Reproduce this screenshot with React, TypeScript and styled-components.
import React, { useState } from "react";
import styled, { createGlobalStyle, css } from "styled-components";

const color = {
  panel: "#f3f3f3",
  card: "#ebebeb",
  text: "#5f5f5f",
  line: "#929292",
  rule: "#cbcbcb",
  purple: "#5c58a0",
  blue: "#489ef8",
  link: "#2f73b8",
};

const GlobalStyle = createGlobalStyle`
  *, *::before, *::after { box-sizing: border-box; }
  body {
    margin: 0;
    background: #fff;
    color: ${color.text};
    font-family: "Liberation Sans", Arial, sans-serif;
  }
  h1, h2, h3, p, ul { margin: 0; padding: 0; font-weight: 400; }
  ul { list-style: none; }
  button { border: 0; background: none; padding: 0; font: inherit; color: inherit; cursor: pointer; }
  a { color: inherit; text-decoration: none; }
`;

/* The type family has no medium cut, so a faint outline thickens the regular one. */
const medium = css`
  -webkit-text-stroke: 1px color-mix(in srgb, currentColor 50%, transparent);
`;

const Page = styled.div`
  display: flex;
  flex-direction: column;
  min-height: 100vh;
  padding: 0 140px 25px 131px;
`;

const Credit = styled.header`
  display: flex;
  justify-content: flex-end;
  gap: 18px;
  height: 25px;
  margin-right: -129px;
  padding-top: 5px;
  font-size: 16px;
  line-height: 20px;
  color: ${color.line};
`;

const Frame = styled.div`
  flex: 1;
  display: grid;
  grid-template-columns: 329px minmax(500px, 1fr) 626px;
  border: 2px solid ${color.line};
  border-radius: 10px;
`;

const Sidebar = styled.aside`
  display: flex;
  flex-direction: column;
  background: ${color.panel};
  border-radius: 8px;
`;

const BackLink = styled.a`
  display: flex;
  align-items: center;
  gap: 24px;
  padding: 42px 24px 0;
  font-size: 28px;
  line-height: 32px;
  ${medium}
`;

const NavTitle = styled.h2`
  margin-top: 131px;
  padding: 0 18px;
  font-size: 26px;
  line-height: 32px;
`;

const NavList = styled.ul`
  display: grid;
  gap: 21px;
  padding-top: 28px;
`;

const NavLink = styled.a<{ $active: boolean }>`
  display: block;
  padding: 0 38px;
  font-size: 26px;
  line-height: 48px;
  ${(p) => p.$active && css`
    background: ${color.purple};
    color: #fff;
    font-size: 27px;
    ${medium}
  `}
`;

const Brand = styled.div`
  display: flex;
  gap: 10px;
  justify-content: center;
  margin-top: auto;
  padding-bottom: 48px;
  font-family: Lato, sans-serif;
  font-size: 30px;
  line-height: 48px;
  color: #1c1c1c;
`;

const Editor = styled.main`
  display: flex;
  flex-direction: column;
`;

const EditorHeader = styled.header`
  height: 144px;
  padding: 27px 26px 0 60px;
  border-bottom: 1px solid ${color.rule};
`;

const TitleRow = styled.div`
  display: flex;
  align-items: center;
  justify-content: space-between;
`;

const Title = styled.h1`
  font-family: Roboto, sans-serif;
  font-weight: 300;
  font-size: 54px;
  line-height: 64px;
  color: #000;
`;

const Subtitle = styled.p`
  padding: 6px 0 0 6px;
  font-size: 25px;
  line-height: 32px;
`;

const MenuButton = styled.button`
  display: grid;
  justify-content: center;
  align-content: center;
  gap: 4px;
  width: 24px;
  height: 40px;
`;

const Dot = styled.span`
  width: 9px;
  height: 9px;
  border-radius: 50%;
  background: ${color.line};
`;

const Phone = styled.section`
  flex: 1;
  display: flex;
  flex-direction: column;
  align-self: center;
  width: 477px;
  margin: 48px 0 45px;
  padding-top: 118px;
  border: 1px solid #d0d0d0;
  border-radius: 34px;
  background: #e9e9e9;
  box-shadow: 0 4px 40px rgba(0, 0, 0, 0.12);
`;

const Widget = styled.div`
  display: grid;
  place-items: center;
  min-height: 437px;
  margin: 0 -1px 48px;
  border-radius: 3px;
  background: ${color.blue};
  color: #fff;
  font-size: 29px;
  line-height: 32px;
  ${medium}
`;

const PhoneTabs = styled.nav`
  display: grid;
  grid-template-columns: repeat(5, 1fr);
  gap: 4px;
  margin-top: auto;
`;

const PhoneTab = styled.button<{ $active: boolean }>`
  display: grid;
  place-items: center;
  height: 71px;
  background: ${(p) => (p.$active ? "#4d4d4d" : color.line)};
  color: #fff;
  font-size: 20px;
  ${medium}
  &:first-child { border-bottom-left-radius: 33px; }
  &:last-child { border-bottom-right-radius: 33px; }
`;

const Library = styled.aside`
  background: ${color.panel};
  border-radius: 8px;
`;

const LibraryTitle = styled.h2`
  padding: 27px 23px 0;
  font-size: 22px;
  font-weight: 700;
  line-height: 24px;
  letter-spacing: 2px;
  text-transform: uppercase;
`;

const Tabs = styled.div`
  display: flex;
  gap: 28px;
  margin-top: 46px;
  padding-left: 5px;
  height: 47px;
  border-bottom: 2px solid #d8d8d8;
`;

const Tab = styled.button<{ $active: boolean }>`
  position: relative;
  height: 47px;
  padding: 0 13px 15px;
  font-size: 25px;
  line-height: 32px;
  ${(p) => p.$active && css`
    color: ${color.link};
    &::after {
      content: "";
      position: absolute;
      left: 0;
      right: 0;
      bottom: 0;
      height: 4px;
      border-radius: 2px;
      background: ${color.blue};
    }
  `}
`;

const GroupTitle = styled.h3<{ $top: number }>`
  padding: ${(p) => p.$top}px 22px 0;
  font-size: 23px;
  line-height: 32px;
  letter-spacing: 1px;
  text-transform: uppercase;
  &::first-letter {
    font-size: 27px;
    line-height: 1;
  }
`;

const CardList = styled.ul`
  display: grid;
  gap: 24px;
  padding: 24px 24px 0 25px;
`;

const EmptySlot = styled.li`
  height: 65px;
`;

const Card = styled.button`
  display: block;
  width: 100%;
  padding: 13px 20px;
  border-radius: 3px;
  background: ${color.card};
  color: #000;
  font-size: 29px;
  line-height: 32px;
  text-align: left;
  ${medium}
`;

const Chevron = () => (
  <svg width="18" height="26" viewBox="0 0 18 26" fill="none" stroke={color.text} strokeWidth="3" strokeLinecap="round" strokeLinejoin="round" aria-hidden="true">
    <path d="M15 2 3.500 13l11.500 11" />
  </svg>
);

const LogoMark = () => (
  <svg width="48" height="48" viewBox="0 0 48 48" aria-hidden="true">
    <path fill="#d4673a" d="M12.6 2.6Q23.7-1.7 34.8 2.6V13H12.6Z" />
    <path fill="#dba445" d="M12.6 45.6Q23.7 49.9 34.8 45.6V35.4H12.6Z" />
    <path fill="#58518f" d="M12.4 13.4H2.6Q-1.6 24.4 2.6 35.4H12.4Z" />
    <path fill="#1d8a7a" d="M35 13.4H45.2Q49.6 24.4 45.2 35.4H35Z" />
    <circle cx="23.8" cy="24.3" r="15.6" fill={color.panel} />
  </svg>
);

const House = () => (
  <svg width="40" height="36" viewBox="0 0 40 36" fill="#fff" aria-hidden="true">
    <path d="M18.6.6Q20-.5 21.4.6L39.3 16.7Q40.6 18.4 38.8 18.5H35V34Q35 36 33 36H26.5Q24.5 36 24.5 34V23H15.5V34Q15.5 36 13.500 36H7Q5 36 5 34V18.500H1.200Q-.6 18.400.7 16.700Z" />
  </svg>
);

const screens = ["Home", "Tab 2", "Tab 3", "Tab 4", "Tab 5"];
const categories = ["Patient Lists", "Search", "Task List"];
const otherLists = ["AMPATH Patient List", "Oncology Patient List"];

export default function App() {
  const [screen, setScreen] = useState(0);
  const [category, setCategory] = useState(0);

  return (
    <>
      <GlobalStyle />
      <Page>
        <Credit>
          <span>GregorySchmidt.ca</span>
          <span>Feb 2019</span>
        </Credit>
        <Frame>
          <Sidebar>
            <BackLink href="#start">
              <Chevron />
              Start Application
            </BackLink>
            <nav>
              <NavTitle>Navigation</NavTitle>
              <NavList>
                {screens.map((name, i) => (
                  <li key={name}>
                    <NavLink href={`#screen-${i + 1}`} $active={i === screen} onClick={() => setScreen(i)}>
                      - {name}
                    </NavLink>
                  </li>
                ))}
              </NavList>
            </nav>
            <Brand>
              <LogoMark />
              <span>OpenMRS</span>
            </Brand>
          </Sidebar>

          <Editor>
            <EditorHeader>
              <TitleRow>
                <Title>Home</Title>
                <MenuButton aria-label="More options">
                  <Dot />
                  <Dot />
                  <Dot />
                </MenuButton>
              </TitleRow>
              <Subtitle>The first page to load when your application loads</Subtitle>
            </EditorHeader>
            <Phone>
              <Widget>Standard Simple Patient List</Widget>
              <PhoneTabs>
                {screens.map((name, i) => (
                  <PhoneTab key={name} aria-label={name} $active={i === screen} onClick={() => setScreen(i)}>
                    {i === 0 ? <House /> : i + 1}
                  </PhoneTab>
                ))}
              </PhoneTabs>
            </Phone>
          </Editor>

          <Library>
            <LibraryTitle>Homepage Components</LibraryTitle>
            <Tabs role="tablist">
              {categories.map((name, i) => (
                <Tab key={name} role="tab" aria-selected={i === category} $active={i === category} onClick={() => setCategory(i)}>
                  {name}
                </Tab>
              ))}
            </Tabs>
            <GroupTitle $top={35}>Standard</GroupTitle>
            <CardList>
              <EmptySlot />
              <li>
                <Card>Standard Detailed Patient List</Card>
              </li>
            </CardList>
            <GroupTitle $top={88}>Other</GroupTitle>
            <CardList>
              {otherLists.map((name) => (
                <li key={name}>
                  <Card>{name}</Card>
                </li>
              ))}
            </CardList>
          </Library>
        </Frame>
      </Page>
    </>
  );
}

=-=-=-=-=

[Short exercise] Copy each line of the listing that includes "React".

[Task output]
Reproduce this screenshot with React, TypeScript and styled-components.
import React, { useState } from "react";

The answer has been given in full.